* _Exercise instructions_
Take every line where the string "components" appears and copy it.

[START OF Data extract]

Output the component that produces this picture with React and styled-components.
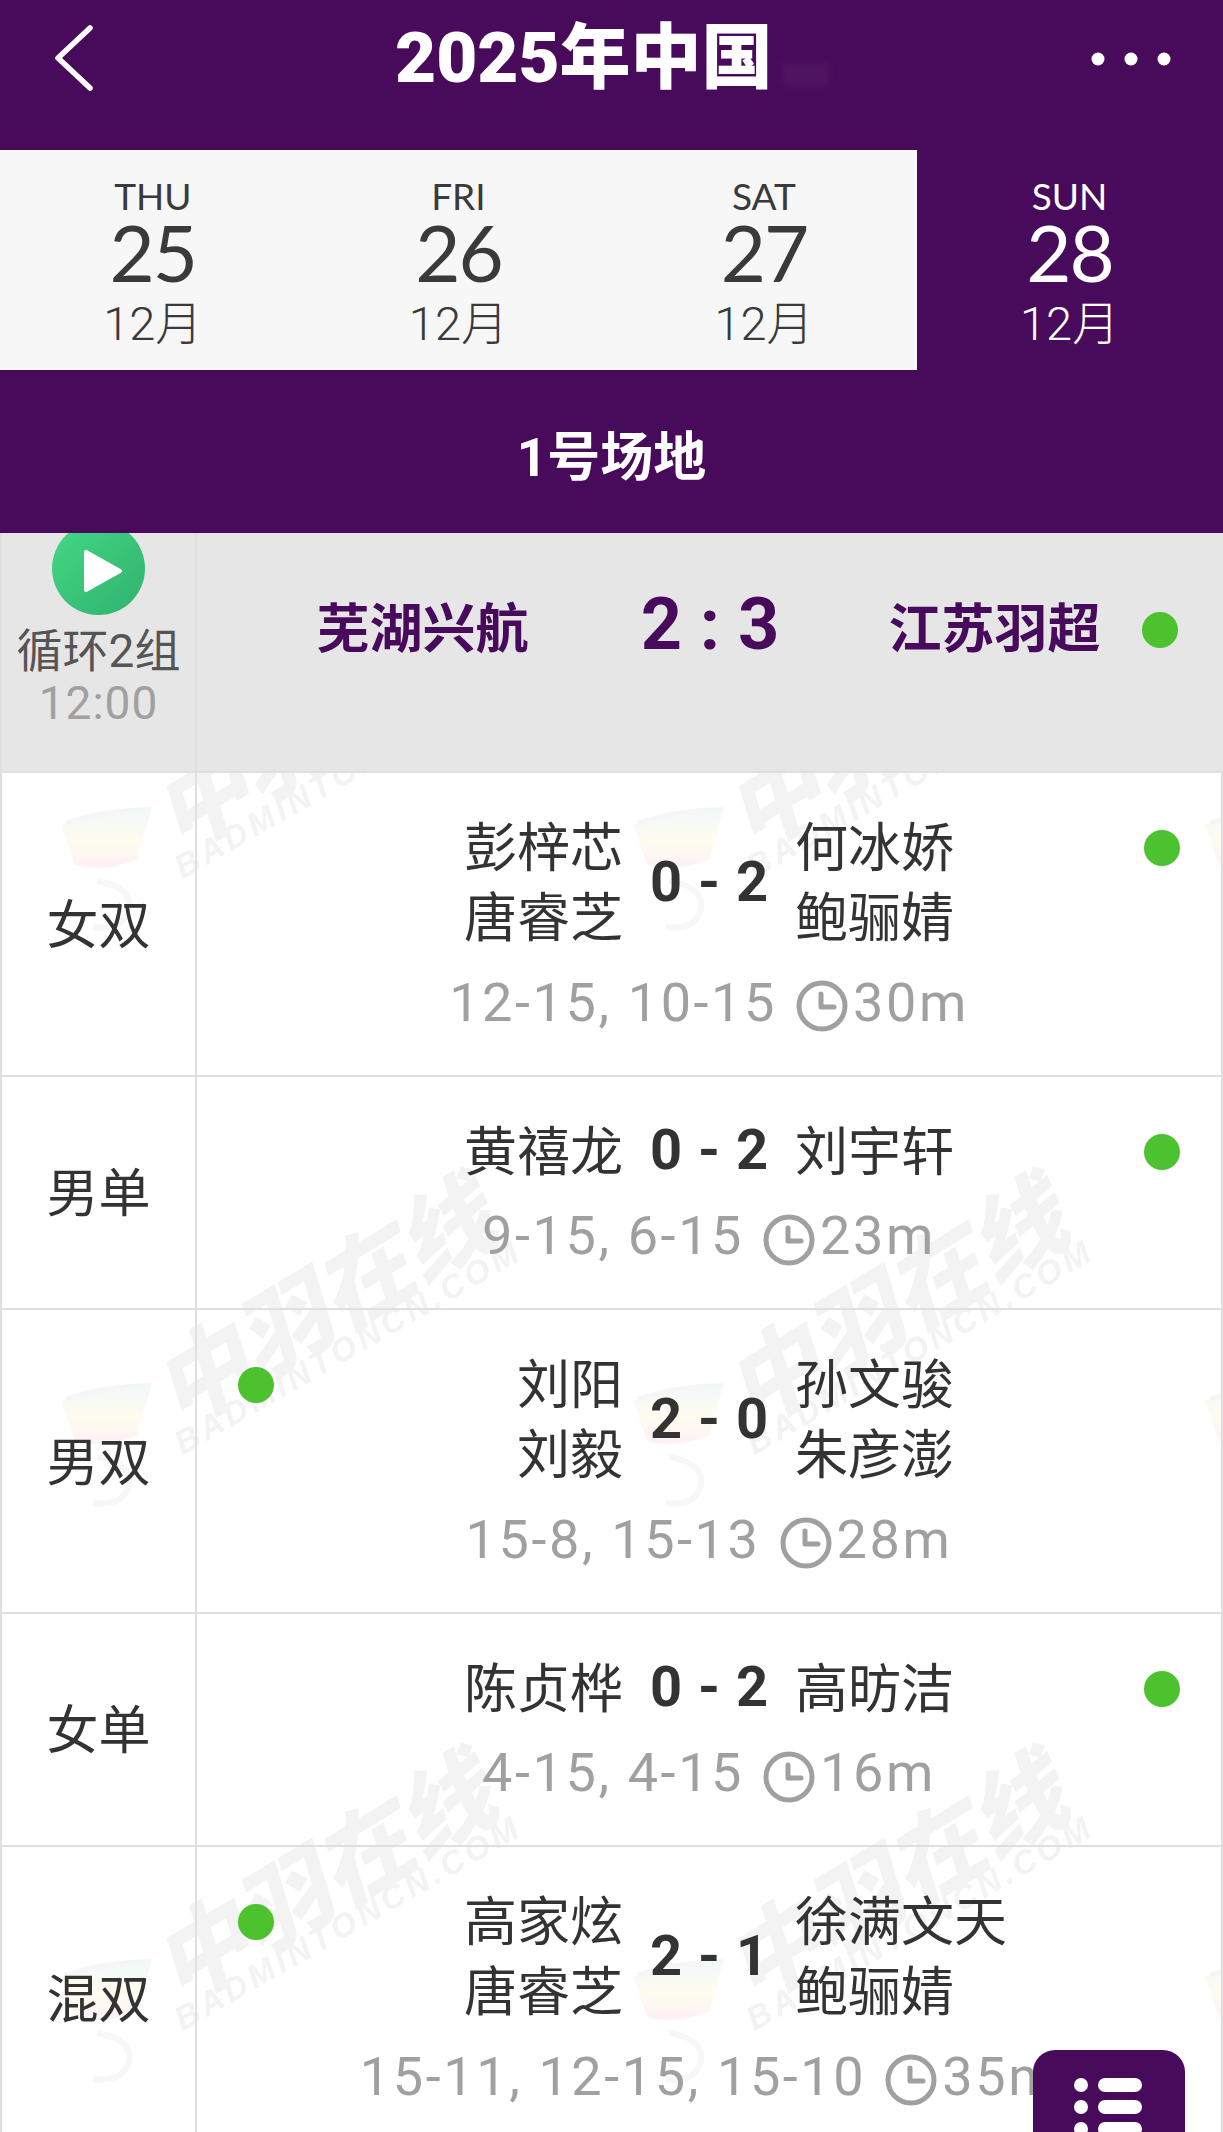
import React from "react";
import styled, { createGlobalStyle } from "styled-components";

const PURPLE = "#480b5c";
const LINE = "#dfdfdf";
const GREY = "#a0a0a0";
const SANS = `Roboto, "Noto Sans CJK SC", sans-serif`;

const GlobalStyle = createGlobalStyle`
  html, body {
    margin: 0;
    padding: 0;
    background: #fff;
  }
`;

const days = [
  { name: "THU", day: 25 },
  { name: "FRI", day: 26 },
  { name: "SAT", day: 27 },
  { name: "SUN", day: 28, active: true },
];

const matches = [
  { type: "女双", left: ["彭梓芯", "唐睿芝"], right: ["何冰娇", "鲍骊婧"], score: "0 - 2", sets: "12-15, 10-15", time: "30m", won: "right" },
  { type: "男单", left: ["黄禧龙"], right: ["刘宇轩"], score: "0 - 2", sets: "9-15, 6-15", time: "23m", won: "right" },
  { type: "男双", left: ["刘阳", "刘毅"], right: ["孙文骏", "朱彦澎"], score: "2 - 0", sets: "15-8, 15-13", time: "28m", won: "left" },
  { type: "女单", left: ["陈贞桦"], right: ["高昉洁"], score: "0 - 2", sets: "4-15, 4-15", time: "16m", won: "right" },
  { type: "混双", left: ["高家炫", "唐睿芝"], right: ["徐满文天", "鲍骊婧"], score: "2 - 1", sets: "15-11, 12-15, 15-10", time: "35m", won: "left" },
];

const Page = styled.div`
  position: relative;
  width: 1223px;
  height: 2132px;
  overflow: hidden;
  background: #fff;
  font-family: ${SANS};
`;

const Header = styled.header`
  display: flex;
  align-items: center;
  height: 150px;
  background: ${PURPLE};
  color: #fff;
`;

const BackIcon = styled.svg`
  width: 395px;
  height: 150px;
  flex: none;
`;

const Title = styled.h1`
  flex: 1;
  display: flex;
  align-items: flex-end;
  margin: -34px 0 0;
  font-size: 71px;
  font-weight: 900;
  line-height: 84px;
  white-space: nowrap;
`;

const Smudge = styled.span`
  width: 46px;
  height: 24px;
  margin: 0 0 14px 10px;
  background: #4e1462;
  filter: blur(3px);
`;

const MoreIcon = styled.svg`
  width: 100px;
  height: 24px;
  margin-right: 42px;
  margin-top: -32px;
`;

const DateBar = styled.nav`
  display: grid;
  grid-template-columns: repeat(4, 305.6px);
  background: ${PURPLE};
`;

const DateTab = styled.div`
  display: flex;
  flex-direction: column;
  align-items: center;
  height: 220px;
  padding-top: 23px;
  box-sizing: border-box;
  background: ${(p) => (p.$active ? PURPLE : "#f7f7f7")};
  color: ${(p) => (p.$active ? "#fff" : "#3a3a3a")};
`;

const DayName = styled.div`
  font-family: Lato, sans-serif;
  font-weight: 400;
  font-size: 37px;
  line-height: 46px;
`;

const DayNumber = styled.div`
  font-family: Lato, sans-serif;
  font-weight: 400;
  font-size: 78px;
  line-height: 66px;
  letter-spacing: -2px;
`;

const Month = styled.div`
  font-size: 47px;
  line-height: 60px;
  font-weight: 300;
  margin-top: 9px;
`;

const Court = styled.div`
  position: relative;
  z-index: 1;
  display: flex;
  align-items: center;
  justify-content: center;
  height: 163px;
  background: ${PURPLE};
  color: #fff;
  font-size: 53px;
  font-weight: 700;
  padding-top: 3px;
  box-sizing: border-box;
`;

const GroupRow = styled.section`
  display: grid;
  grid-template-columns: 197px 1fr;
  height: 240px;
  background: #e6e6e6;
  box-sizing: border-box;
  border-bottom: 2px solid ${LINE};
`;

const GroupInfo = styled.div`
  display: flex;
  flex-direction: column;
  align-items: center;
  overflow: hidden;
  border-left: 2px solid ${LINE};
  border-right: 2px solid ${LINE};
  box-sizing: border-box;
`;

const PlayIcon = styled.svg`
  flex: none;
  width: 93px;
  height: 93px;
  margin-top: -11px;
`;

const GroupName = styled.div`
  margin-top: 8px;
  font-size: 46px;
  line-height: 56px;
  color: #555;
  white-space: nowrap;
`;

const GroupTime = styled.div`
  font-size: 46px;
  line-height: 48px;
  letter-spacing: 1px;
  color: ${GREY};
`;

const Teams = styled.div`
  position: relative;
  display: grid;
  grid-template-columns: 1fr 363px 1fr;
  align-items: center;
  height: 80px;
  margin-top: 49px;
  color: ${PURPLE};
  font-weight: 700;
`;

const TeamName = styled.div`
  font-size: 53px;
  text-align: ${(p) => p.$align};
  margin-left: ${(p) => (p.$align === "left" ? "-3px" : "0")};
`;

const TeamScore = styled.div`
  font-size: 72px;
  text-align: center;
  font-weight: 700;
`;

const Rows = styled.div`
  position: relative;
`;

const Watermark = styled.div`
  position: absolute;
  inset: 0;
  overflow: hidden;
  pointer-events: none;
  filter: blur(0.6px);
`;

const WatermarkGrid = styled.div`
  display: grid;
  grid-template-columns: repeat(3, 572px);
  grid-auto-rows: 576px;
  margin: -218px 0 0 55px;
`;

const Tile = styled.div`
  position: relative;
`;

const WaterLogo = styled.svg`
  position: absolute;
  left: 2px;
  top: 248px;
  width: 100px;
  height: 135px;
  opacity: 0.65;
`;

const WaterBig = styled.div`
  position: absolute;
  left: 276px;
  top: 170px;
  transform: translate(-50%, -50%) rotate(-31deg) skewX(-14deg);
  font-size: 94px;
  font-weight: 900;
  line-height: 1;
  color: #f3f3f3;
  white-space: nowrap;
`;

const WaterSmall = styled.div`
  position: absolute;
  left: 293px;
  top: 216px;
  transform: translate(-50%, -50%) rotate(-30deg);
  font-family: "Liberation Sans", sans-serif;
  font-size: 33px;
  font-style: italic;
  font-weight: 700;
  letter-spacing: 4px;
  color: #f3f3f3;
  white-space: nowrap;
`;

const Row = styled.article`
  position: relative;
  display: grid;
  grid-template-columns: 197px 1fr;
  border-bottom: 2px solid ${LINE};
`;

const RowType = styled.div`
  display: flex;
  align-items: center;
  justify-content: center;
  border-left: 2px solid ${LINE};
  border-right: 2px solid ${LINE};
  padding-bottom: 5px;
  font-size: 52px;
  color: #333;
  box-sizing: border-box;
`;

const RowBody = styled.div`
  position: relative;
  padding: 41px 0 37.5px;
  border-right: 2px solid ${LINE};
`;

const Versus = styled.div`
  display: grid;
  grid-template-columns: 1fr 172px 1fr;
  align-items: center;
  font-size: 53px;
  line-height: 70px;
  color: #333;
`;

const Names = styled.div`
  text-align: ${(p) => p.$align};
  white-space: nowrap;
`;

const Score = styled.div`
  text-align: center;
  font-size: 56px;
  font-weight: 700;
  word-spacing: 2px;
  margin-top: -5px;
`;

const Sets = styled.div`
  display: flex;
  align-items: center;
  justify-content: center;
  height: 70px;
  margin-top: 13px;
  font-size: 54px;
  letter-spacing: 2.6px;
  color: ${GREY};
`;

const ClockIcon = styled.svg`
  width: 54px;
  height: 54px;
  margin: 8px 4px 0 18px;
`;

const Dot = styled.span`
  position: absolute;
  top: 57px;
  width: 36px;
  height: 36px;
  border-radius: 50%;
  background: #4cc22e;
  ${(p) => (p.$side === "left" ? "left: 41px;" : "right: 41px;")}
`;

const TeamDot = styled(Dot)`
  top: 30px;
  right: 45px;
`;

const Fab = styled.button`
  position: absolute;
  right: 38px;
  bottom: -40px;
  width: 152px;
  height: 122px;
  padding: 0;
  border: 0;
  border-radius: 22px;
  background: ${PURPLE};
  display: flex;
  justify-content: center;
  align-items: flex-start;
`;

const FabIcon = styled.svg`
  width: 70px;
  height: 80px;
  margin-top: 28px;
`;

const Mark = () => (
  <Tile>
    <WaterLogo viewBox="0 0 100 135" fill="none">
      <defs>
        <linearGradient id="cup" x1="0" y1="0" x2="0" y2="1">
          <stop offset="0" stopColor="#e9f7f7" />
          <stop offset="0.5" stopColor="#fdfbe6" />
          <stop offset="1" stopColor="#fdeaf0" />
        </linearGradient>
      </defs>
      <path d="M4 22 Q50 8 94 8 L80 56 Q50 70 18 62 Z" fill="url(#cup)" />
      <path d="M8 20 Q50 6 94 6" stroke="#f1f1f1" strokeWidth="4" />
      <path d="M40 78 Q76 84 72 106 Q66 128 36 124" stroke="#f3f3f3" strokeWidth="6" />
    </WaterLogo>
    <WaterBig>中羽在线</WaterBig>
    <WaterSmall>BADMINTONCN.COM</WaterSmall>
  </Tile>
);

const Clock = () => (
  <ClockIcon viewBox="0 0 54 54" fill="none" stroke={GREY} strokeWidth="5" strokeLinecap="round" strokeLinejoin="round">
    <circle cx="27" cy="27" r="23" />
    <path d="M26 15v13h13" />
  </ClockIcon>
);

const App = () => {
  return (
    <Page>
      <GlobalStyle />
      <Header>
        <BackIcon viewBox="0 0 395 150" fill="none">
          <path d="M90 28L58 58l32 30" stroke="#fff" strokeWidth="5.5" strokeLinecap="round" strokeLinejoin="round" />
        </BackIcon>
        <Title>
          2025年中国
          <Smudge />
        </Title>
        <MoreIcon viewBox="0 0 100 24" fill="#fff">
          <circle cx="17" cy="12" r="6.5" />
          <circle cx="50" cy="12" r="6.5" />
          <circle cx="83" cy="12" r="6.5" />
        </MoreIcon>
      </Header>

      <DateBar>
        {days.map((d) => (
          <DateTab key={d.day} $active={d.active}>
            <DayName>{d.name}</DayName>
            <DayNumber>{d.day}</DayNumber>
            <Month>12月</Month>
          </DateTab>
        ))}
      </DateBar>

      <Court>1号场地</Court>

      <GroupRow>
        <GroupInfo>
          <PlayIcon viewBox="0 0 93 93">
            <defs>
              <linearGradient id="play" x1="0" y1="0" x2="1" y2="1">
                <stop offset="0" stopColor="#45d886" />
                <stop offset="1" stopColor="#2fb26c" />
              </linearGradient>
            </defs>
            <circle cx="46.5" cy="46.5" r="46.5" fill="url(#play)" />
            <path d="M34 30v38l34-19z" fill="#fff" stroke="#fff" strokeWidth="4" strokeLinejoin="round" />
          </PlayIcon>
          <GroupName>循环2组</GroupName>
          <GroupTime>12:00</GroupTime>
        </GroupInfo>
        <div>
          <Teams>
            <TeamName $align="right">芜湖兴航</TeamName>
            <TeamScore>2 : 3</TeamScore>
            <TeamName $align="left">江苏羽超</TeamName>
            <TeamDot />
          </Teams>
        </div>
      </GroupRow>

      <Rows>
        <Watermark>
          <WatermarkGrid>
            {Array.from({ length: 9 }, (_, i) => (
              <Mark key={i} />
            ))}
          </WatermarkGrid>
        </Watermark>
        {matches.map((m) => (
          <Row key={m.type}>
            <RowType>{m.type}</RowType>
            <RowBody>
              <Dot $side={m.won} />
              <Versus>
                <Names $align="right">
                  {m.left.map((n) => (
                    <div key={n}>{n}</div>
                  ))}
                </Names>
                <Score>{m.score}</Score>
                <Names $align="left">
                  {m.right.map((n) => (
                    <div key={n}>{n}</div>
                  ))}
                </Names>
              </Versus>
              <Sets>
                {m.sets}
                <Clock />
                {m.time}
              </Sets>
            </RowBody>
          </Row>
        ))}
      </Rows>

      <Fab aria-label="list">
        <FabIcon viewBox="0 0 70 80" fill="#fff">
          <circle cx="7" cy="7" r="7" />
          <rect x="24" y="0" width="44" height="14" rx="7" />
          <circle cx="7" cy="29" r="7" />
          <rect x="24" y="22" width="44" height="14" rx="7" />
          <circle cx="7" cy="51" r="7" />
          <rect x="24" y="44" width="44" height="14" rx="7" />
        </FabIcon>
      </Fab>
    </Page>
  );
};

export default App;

[END OF Data extract]

* _Task response_
Output the component that produces this picture with React and styled-components.
import styled, { createGlobalStyle } from "styled-components";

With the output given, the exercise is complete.